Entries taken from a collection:

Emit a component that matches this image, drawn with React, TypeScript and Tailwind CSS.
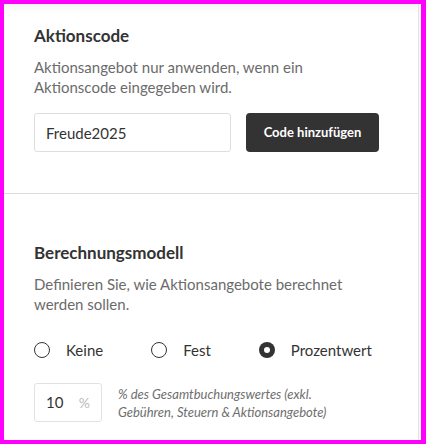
import { useState } from 'react';

// Promo code + calculation model settings panel

type Model = 'none' | 'fixed' | 'percent';

export default function App() {
  const [code, setCode] = useState('Freude2025');
  const [model, setModel] = useState<Model>('percent');
  const [percent, setPercent] = useState('10');

  return (
    <div className="w-[426px] h-[444px] overflow-hidden border-[4px] border-r-[5px] border-[#ff00ff] bg-white font-['Lato',sans-serif] text-[#333]">
      <div className="h-full pr-[2px]">
        <div className="h-full border-r border-[#e2e2e2] shadow-[inset_0_10px_10px_-8px_rgba(0,0,0,0.07)]">
          <section className="px-[30px] pt-[20px] pb-[41px] border-b border-[#dcdcdc]">
            <h2 className="text-[17px] leading-[24px] font-bold">Aktionscode</h2>
            <p className="mt-[9px] text-[15px] leading-[20px] text-[#6b6b6b]">
              Aktionsangebot nur anwenden, wenn ein
              <br />
              Aktionscode eingegeben wird.
            </p>
            <div className="mt-[16px] flex items-center gap-[15px]">
              <input
                value={code}
                onChange={(e) => setCode(e.target.value)}
                className="w-[197px] h-[39px] px-[11px] rounded-[3px] border border-[#dedede] text-[15px] text-[#333] outline-none focus:border-[#999]"
              />
              <button className="w-[133px] h-[39px] rounded-[4px] bg-[#333] text-white text-[13px] font-bold">
                Code hinzufügen
              </button>
            </div>
          </section>

          <section className="px-[30px] pt-[47px]">
            <h2 className="text-[17px] leading-[24px] font-bold">Berechnungsmodell</h2>
            <p className="mt-[9px] text-[15px] leading-[20px] text-[#6b6b6b]">
              Definieren Sie, wie Aktionsangebote berechnet
              <br />
              werden sollen.
            </p>
            <div className="mt-[24px] flex items-center gap-[48px]">
              <Radio label="Keine" checked={model === 'none'} onSelect={() => setModel('none')} />
              <Radio label="Fest" checked={model === 'fixed'} onSelect={() => setModel('fixed')} />
              <Radio label="Prozentwert" checked={model === 'percent'} onSelect={() => setModel('percent')} />
            </div>
            <div className="mt-[21px] flex items-center gap-[16px]">
              <div className="w-[68px] h-[39px] flex items-center px-[11px] rounded-[3px] border border-[#e2e2e2]">
                <input
                  value={percent}
                  onChange={(e) => setPercent(e.target.value)}
                  className="w-[30px] text-[15px] text-[#333] outline-none"
                />
                <span className="ml-auto text-[14px] text-[#bbb]">%</span>
              </div>
              <p className="text-[13px] leading-[18px] italic text-[#6e6e6e]">
                % des Gesamtbuchungswertes (exkl.
                <br />
                Gebühren, Steuern &amp; Aktionsangebote)
              </p>
            </div>
          </section>
        </div>
      </div>
    </div>
  );
}

function Radio({ label, checked, onSelect }: { label: string; checked: boolean; onSelect: () => void }) {
  return (
    <button onClick={onSelect} className="flex items-center gap-[16px] h-[24px]">
      {checked ? (
        <span className="w-[16px] h-[16px] rounded-full bg-[#333] grid place-items-center">
          <span className="w-[6px] h-[6px] rounded-full bg-white" />
        </span>
      ) : (
        <span className="w-[16px] h-[16px] rounded-full border-[1.5px] border-[#333]" />
      )}
      <span className="text-[15px] text-[#333]">{label}</span>
    </button>
  );
}
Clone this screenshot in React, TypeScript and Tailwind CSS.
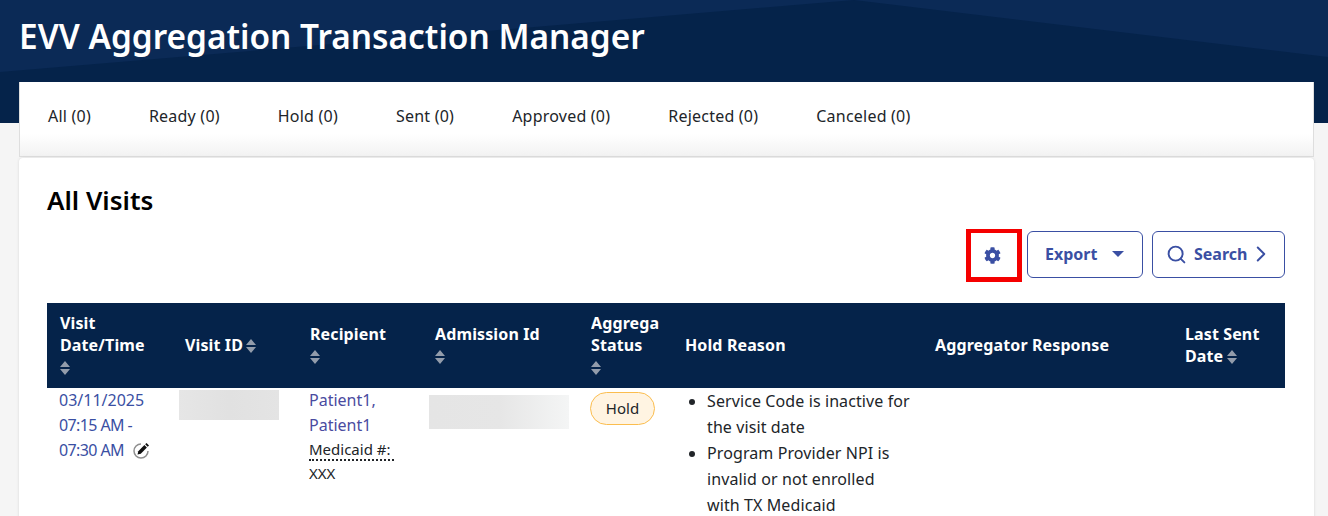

■ **Request**
In the listing above, find each line with the word "Tailwind" and copy it.

■ **Task answer**
Emit a component that matches this image, drawn with React, TypeScript and Tailwind CSS.
Clone this screenshot in React, TypeScript and Tailwind CSS.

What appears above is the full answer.